Posted by Arakan Indobhasa Monday, February 3, 2014

The Invention of the 'ROHINGYA' and the Manipulation of History and Facts
During the British colonial period in Burma, during the WWII Japanese occupation and devastation, during the days of the father and leader of the soon-to-be new nation - Bogyoke Aung San - and his assassination in 1947, during the time of independence (1948) from Britain, and during the time of U Nu - the leader of the troubled nation of Burma until his removal in 1958 and again in 1962 - the term ‘Rohingya’ was unknown and therefore not used. The British, who kept great records of everything never heard it, but the men from British India that were brought in to work the British agricultural projects were called Bengali-Muslims or Chittagong-Muslims (Chittagong being a specific area of Bengal).

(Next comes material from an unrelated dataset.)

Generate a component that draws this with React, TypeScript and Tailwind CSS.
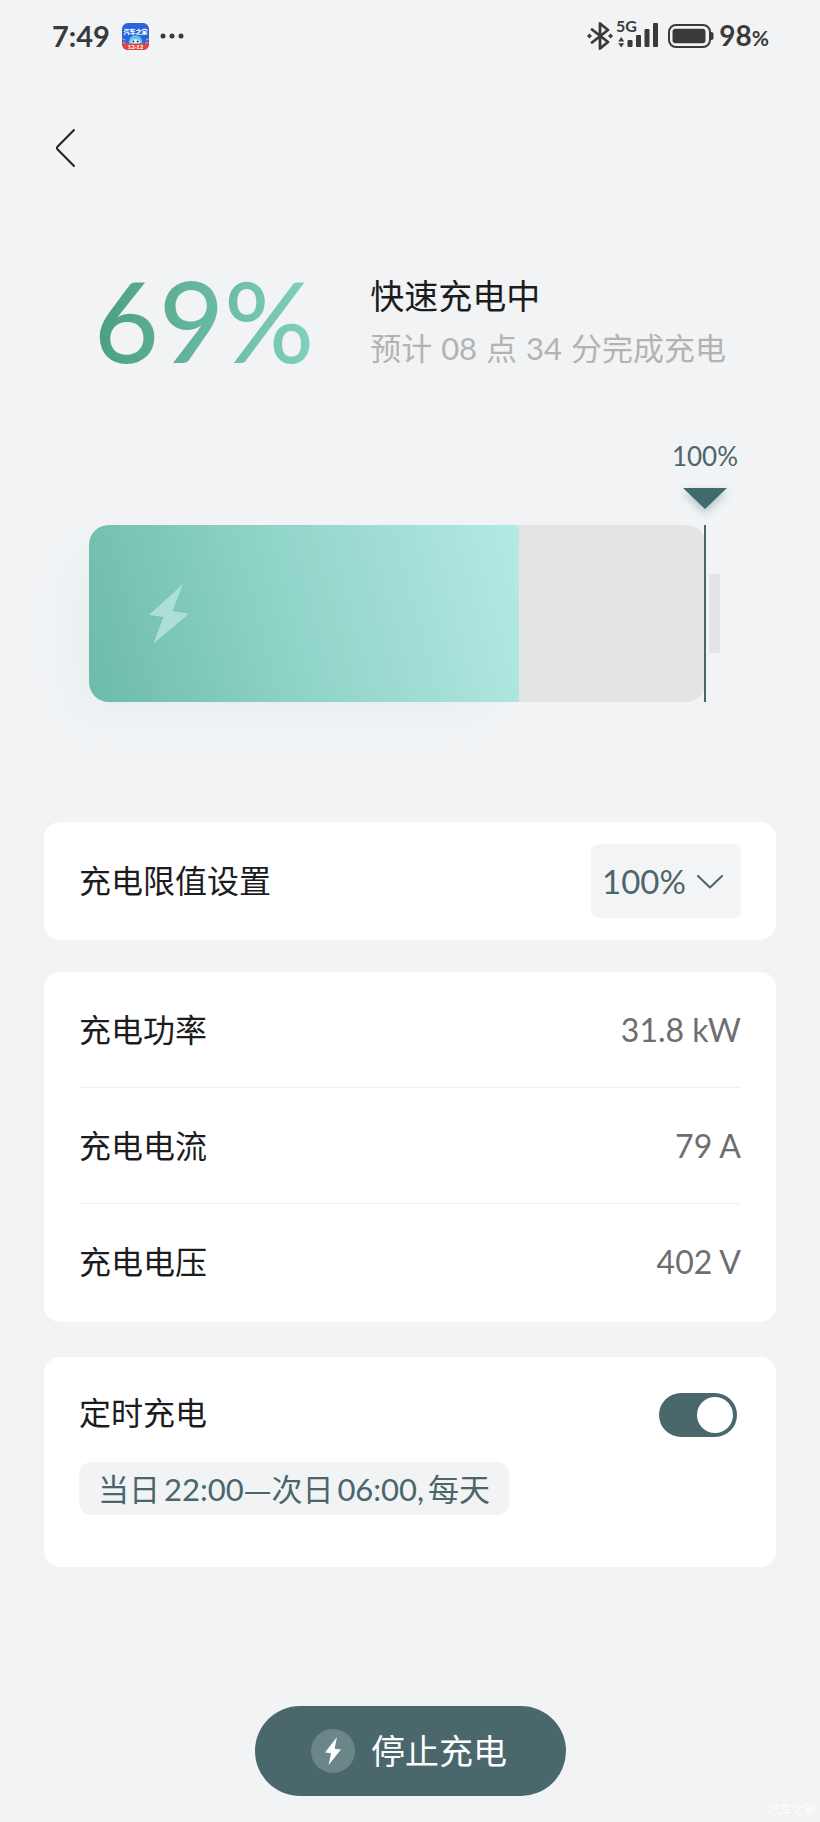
import { useState } from "react";

const LEVEL = 69.7;

const readings = [
  { label: "充电功率", value: "31.8 kW" },
  { label: "充电电流", value: "79 A" },
  { label: "充电电压", value: "402 V" },
];

function AppBadge() {
  return (
    <svg viewBox="0 0 27 27" className="w-[27px] h-[27px]" aria-hidden="true">
      <defs>
        <clipPath id="badge">
          <rect width="27" height="27" rx="6" />
        </clipPath>
      </defs>
      <g clipPath="url(#badge)">
        <rect width="27" height="27" fill="#2b66d9" />
        <circle cx="13.5" cy="19" r="6.8" fill="#5fc3f5" />
        <ellipse cx="13.5" cy="18.8" rx="4.6" ry="2.6" fill="#d9f1fb" />
        <circle cx="11.3" cy="18.6" r="1" fill="#1c3564" />
        <circle cx="15.7" cy="18.6" r="1" fill="#1c3564" />
        <path d="M0 18.8l4 1.6h19l4-1.6V27H0z" fill="#e2443e" />
        <path d="M.6 15.8l2.6 1.4M26.4 15.8l-2.6 1.4M1.4 19.4l2 .6M25.6 19.4l-2 .6" stroke="#f6b9c4" strokeWidth="1" />
        <text x="13.5" y="11" textAnchor="middle" fontSize="6" fontWeight="900" fill="#fff">
          汽车之家
        </text>
        <text x="13.5" y="25.8" textAnchor="middle" fontSize="6" fontWeight="900" fill="#fff">
          12·12
        </text>
      </g>
    </svg>
  );
}

function StatusBar() {
  return (
    <div className="flex items-center justify-between h-[72px] pl-[52px] pr-[51px] text-[#3a3a3c]">
      <div className="flex items-center">
        <span className="text-[29px] leading-8 font-bold">7:49</span>
        <span className="ml-3">
          <AppBadge />
        </span>
        <svg viewBox="0 0 24 6" className="ml-[11px] w-6 h-[6px]" fill="currentColor" aria-hidden="true">
          <circle cx="3" cy="3" r="2.5" />
          <circle cx="12" cy="3" r="2.5" />
          <circle cx="21" cy="3" r="2.5" />
        </svg>
      </div>
      <div className="flex items-center">
        <svg viewBox="0 0 26 28" className="w-[26px] h-7" fill="none" stroke="currentColor" strokeWidth="2.8" strokeLinejoin="round" strokeLinecap="round" aria-hidden="true">
          <path d="M5 7.5l16 12.5-8 6.5V1.5L21 8 5 20.5" />
          <path d="M2.4 11.4L5 14l-2.6 2.6L0 14zM23.6 11.4L26 14l-2.4 2.6L21 14z" fill="currentColor" stroke="none" />
        </svg>
        <svg viewBox="0 0 42 40" className="ml-1 w-[42px] h-10 overflow-visible" fill="currentColor" aria-hidden="true">
          <text x="-1" y="16" fontSize="16" fontWeight="700">
            5G
          </text>
          <path d="M1.2 25.4L4.2 21l3 4.4zM1.2 27.2h6l-3 4.4z" />
          <rect x="10.5" y="24" width="5" height="7" rx="1" />
          <rect x="19" y="19" width="5" height="12" rx="1" />
          <rect x="27.5" y="13" width="5" height="18" rx="1" />
          <rect x="36" y="7" width="5" height="24" rx="1" />
        </svg>
        <svg viewBox="0 0 46 24" className="ml-[9px] w-[46px] h-6" aria-hidden="true">
          <rect x="1" y="1" width="41" height="22" rx="7" fill="none" stroke="currentColor" strokeWidth="2" />
          <rect x="4.5" y="4.8" width="33" height="14.4" rx="3" fill="currentColor" />
          <path d="M42 8h1.5a2 2 0 0 1 2 2v4a2 2 0 0 1-2 2H42z" fill="currentColor" />
        </svg>
        <span className="ml-[5px] text-[28px] leading-8 font-bold">
          98<span className="text-[21px]">%</span>
        </span>
      </div>
    </div>
  );
}

function Summary() {
  return (
    <section className="flex items-center pt-10 pl-[94px] pr-8">
      <h1 className="text-[112px] leading-[112px] font-medium bg-linear-to-r from-[#4a9f81] to-[#82d1c0] bg-clip-text text-transparent">
        69%
      </h1>
      <div className="ml-14 pt-1 whitespace-nowrap">
        <p className="text-[34px] leading-[53px] text-[#1c1c1e]">快速充电中</p>
        <p className="text-[31px] leading-[53px] text-[#b3b3b4]">
          预计 <span className="mx-px">08</span> 点 <span className="mx-px">34</span> 分完成充电
        </p>
      </div>
    </section>
  );
}

function Battery() {
  return (
    <section className="mt-16" aria-label="电量">
      <div className="flex justify-end pr-[75px]">
        <div className="w-20 flex flex-col items-center">
          <span className="text-[26px] leading-8 text-[#4a666a]">100%</span>
          <svg viewBox="0 0 44 21" className="mt-4 w-11 h-[21px] overflow-visible drop-shadow-[0_4px_4px_rgba(62,107,107,0.35)]" aria-hidden="true">
            <path d="M0 0h44L22 21z" fill="#3f6b6b" />
          </svg>
        </div>
      </div>
      <div className="mt-4 flex items-center pl-[89px] pr-[100px]">
        <div className="relative flex-1 h-[177px] rounded-[20px] bg-[#e3e4e5]">
          <div
            className="h-full flex items-center pl-[60px] rounded-l-[20px] bg-linear-[75deg,#6cbba9,#8fd3c7_45%,#b5e9e4] shadow-[-24px_20px_36px_-20px_rgba(190,228,216,0.3)]"
            style={{ width: `${LEVEL}%` }}
          >
            <svg viewBox="0 0 40 60" className="w-10 h-[60px]" aria-hidden="true">
              <path d="M34 0L23.5 27 40 29.7 4.5 59.5 14.5 33 0 31z" fill="#aedfd7" />
            </svg>
          </div>
          <div className="absolute inset-y-0 right-0 w-[2px] bg-[#45686a]" />
        </div>
        <div className="ml-[3px] w-[11px] h-[79px] bg-[#e3e4e5]" />
      </div>
    </section>
  );
}

function LimitCard() {
  return (
    <section className="flex items-center justify-between h-[118px] px-[35px] rounded-2xl bg-white">
      <label htmlFor="limit" className="text-[32px] leading-10 text-[#1c1c1e]">
        充电限值设置
      </label>
      <div className="relative">
        <select
          id="limit"
          defaultValue="100"
          className="appearance-none w-[150px] h-[74px] pl-[11px] rounded-lg bg-[#f3f4f6] text-[33px] leading-10 text-[#4a666a]"
        >
          <option value="100">100%</option>
          <option value="90">90%</option>
          <option value="80">80%</option>
        </select>
        <svg
          viewBox="0 0 26 14"
          className="absolute right-[18px] top-[31px] w-[26px] h-[14px] pointer-events-none"
          fill="none"
          stroke="#4a666a"
          strokeWidth="2"
          strokeLinecap="round"
          strokeLinejoin="round"
          aria-hidden="true"
        >
          <path d="M1 1l12 11.5L25 1" />
        </svg>
      </div>
    </section>
  );
}

function ReadingsCard() {
  return (
    <dl className="mt-8 px-[35px] pb-[2px] rounded-2xl bg-white divide-y divide-[#f0f0f1]">
      {readings.map((r) => (
        <div key={r.label} className="flex items-center justify-between h-[116px]">
          <dt className="text-[32px] leading-10 text-[#1c1c1e]">{r.label}</dt>
          <dd className="text-[32px] leading-10 text-[#6e6e70]">{r.value}</dd>
        </div>
      ))}
    </dl>
  );
}

function ScheduleCard() {
  const [on, setOn] = useState(true);

  return (
    <section className="mt-[35px] pt-9 pb-[52px] pl-[35px] pr-[39px] rounded-2xl bg-white">
      <div className="flex items-start justify-between">
        <label htmlFor="schedule" className="text-[32px] leading-10 text-[#1c1c1e]">
          定时充电
        </label>
        <input
          id="schedule"
          type="checkbox"
          role="switch"
          checked={on}
          onChange={(e) => setOn(e.target.checked)}
          className="appearance-none flex items-center w-[78px] h-11 px-1 rounded-full bg-gray-300 checked:bg-[#4a686c] checked:justify-end before:block before:size-9 before:rounded-full before:bg-white"
        />
      </div>
      <button
        type="button"
        className="flex items-center mt-[25px] h-[53px] px-[19px] rounded-xl bg-[#f1f3f5] text-[31px] leading-10 text-[#4a666a] whitespace-nowrap"
      >
        当日
        <span className="ml-1">22:00</span>
        <span className="font-['Noto_Sans_CJK_SC',sans-serif]">—</span>
        次日
        <span className="mx-1">06:00,</span>
        每天
      </button>
    </section>
  );
}

export default function App() {
  return (
    <main className="relative pb-[26px] bg-[#f1f3f5] font-['Lato','Noto_Sans_CJK_SC',sans-serif]">
      <StatusBar />
      <nav className="flex items-center h-[152px] pl-[55px]">
        <button type="button" aria-label="返回">
          <svg viewBox="0 0 22 40" className="w-[22px] h-10" fill="none" stroke="#222" strokeWidth="2" strokeLinecap="round" strokeLinejoin="round" aria-hidden="true">
            <path d="M19 2L2.2 19a1.6 1.6 0 0 0 0 2L19 38" />
          </svg>
        </button>
      </nav>
      <Summary />
      <Battery />
      <div className="mt-[120px] px-11">
        <LimitCard />
        <ReadingsCard />
        <ScheduleCard />
      </div>
      <div className="mt-[139px] flex justify-center">
        <button
          type="button"
          className="flex items-center justify-center gap-4 w-[311px] h-[90px] pr-[2px] rounded-full bg-[#4a686c] text-[34px] leading-10 text-white"
        >
          <span className="flex items-center justify-center size-11 rounded-full bg-[#6b8689]">
            <svg viewBox="0 0 40 60" className="w-4 h-7" aria-hidden="true" preserveAspectRatio="none">
              <path d="M30 0L24 25 40 27 9 60 15 35 0 33z" fill="#fff" />
            </svg>
          </span>
          停止充电
        </button>
      </div>
      <span className="absolute right-1 bottom-1 text-xs text-white/80">汽车之家</span>
    </main>
  );
}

These were the terms that those people used themselves - there was no objection because that was what they were.
The Bengali Muslims formed their Mujahid Army starting in 1946, and began their armed jihad (holy war in the name of Islam) to drive out or kill the Buddhists, and to seize the land and create an Islamic State. They took over much of northern Arakan, but did not succeed in seizing the capital of Sittwe, and were pushed back into the jungles.

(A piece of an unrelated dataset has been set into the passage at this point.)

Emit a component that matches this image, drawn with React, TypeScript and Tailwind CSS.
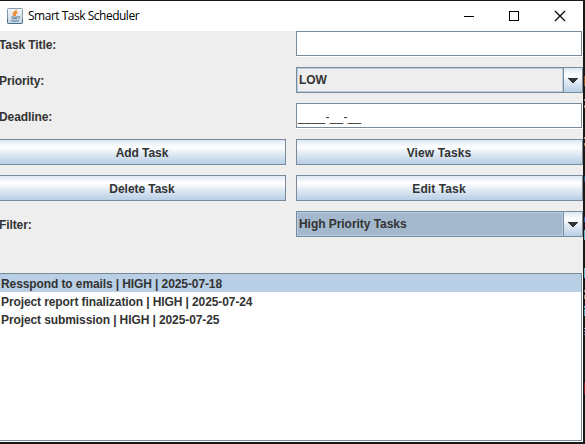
import type { ReactNode } from 'react';

const tasks = [
  { text: 'Resspond to emails | HIGH | 2025-07-18', selected: true },
  { text: 'Project report finalization | HIGH | 2025-07-24', selected: false },
  { text: 'Project submission | HIGH | 2025-07-25', selected: false },
];

function JavaIcon() {
  return (
    <svg width="16" height="16" viewBox="0 0 16 16" className="shrink-0">
      <defs>
        <linearGradient id="tile" x1="0" y1="0" x2="0" y2="1">
          <stop offset="0" stopColor="#f4f7f9" />
          <stop offset="1" stopColor="#c3d2df" />
        </linearGradient>
      </defs>
      <rect x="0.5" y="0.5" width="15" height="15" rx="1" fill="url(#tile)" stroke="#8199ab" />
      <path d="M0.5 11v3.5q0 1 1 1h13q1 0 1-1V11" fill="none" stroke="#47708f" />
      <path d="M9.2 1.8C9.6 3.8 5.8 4.3 6.2 6c.2.9 1 1.2 1 2.1M10.5 4.2C8.8 4.8 7.8 5.4 8.3 6.4c.3.6.4.9-.1 1.6" fill="none" stroke="#ee8a2d" strokeWidth="1.5" />
      <path d="M4.5 8.8q3.5 1 6.5 0M5 10.5q2.8.9 5.3 0M4 12.7q4 1.2 8-.1M11.2 8.6c2.2-.6 2 1.6.2 2" fill="none" stroke="#557b98" />
    </svg>
  );
}

function TitleBar() {
  return (
    <header className="flex h-[30px] items-center bg-white pl-[7px]">
      <JavaIcon />
      <span className="ml-[5px] flex-1 whitespace-nowrap font-['Open_Sans',sans-serif] text-[12px] leading-4 tracking-[-0.49px] text-black">
        Smart Task Scheduler
      </span>
      <svg width="102" height="10" viewBox="0 0 102 10" shapeRendering="crispEdges" className="mr-[17px] overflow-visible" fill="none" stroke="#000">
        <path d="M0 5.5h10M45.5.5h9v9h-9z" />
        <path d="M91 0l10 10M101 0l-10 10" shapeRendering="auto" strokeWidth="1.2" />
      </svg>
    </header>
  );
}

function Label({ children }: { children: ReactNode }) {
  return <div className="-ml-px flex h-[26px] items-center pt-[2px]">{children}</div>;
}

function TextField({ value }: { value?: string }) {
  return (
    <div className="h-[26px] border-r border-b border-white">
      <div className="flex h-[25px] items-center border border-[#7a8a99] bg-white pl-px pt-[3px] font-normal tracking-[0.2px]">{value}</div>
    </div>
  );
}

function Button({ children, first }: { children: ReactNode; first?: boolean }) {
  return (
    <button
      className={`flex h-[26px] items-center justify-center border-y border-r border-[#7a8a99] bg-[linear-gradient(180deg,#dde8f3_0%,#ffffff_30%,#dde8f3_60%,#b8cfe5_100%)] pt-[2px] ${first ? 'pr-px tracking-[-0.05px]' : 'border-l pr-px tracking-[0.1px]'}`}
    >
      {children}
    </button>
  );
}

function ComboBox({ value, focused }: { value: string; focused?: boolean }) {
  return (
    <div className="flex h-[26px] border border-[#7a8a99] tracking-[-0.05px]">
      <div className={`flex flex-1 items-center border border-[#b8cfe5] pl-[1px] ${focused ? 'bg-[#a3b8cc]' : 'bg-[#eeeeee]'}`}>
        {value}
      </div>
      <div className="flex w-[19px] items-start justify-center border-l border-[#7a8a99] bg-[linear-gradient(180deg,#dde8f3_0%,#ffffff_30%,#dde8f3_60%,#b8cfe5_100%)] pt-[10px]">
        <svg width="10" height="5" viewBox="0 0 10 5" shapeRendering="crispEdges">
          <path d="M0 0h10v1H9v1H8v1H7v1H6v1H4V4H3V3H2V2H1V1H0z" fill="#333" />
        </svg>
      </div>
    </div>
  );
}

function TaskList() {
  return (
    <div className="mt-9 h-[169px] border-r border-b border-white">
      <ul className="h-[168px] border-t border-r border-b border-[#7a8a99] bg-white">
        {tasks.map((task) => (
          <li key={task.text} className={`flex h-[18px] items-center whitespace-nowrap pl-px pt-[2px] ${task.selected ? 'bg-[#b8cfe5]' : ''}`}>
            {task.text}
          </li>
        ))}
      </ul>
    </div>
  );
}

// Sliver of the editor window visible behind the right edge.
function Backdrop() {
  return (
    <div className="flex w-[2px] flex-col items-end">
      <div className="mt-[75px] h-[10px] w-px bg-[#8a5a22]" />
      <div className="mt-[13px] h-[2px] w-px bg-[#8f8f7a]" />
      <div className="mt-[4px] h-[3px] w-px bg-[#a8926a]" />
      <div className="mt-[29px] h-[2px] w-px bg-[#b09a86]" />
      <div className="mt-[4px] h-[3px] w-px bg-[#a87c4a]" />
      <div className="mt-[30px] h-[6px] w-px bg-[#1d5672]" />
      <div className="mt-[35px] h-[5px] w-px bg-[#2d5fb0]" />
      <div className="mt-[8px] h-[10px] w-px bg-[#64b4c4]" />
      <div className="mt-[28px] h-[10px] w-px bg-[#64b4c4]" />
      <div className="mt-[12px] h-[2px] w-px bg-[#8f8f8f]" />
      <div className="mt-[3px] h-[4px] w-px bg-[#a38a70]" />
      <div className="mt-[7px] h-[2px] w-px bg-[#64b4c4]" />
      <div className="mt-[1px] h-[7px] w-px bg-[#4f9fb0]" />
      <div className="mt-[12px] h-px w-px bg-[#5fa8c8]" />
      <div className="mt-[2px] h-px w-px bg-[#5fa8c8]" />
      <div className="mt-[2px] h-px w-px bg-[#7a8fd0]" />
      <div className="mt-[48px] h-[11px] w-px bg-[#8a2020]" />
    </div>
  );
}

export default function App() {
  return (
    <div className="flex h-[444px] w-[585px] overflow-hidden bg-[#181818] pt-px pb-[2px]">
      <div className="w-[583px]">
        <TitleBar />
        <main className="h-[411px] bg-[#eeeeee] font-['Liberation_Sans',Arial,sans-serif] text-[12px] font-bold leading-[14px] tracking-[-0.1px] text-[#333333]">
          <div className="grid grid-cols-[286px_287px] gap-[10px]">
            <Label>Task Title:</Label>
            <TextField />
            <Label>Priority:</Label>
            <ComboBox value="LOW" />
            <Label>Deadline:</Label>
            <TextField value="____-__-__" />
            <Button first>Add Task</Button>
            <Button>View Tasks</Button>
            <Button first>Delete Task</Button>
            <Button>Edit Task</Button>
            <Label>Filter:</Label>
            <ComboBox value="High Priority Tasks" focused />
          </div>
          <TaskList />
        </main>
      </div>
      <Backdrop />
    </div>
  );
}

The Bengali Muslims started to use some other tactics. In the mid-1950s the Bengali Muslim leaders tried to have their people defined as an 'indigenous ethnic group of Burma' like Kachin, Mon, Pa-O, Chin, Palaung, etc., and therefore be eligible for citizenship. Also, instead of using the terms Bengali- Muslim or Chittagong-Muslim (which indicate that they came from outside Burma) they generally used the term 'Arakan Muslims' to deceive people, and convince the world that they, also, are part of the Arakan identity. The obvious problem was that all the other ethnicities had deep roots and long history in their homelands, but the 'Arakan Muslims' did not, and were the only ones who arrived in huge waves of immigrants, fought with and took land and property from the real indigenous people, and had an agenda to have only their own fellow Muslim people in a purely Islamic State that would not be a part of the infidel (non-Muslim) union of Burma. Their demands for recognition as an 'indigenous ethnic group' was turned down, on the grounds that they were never part of the indigenous people of Arakan, and that they were quite simply - recent, or recent enough (a generation or two)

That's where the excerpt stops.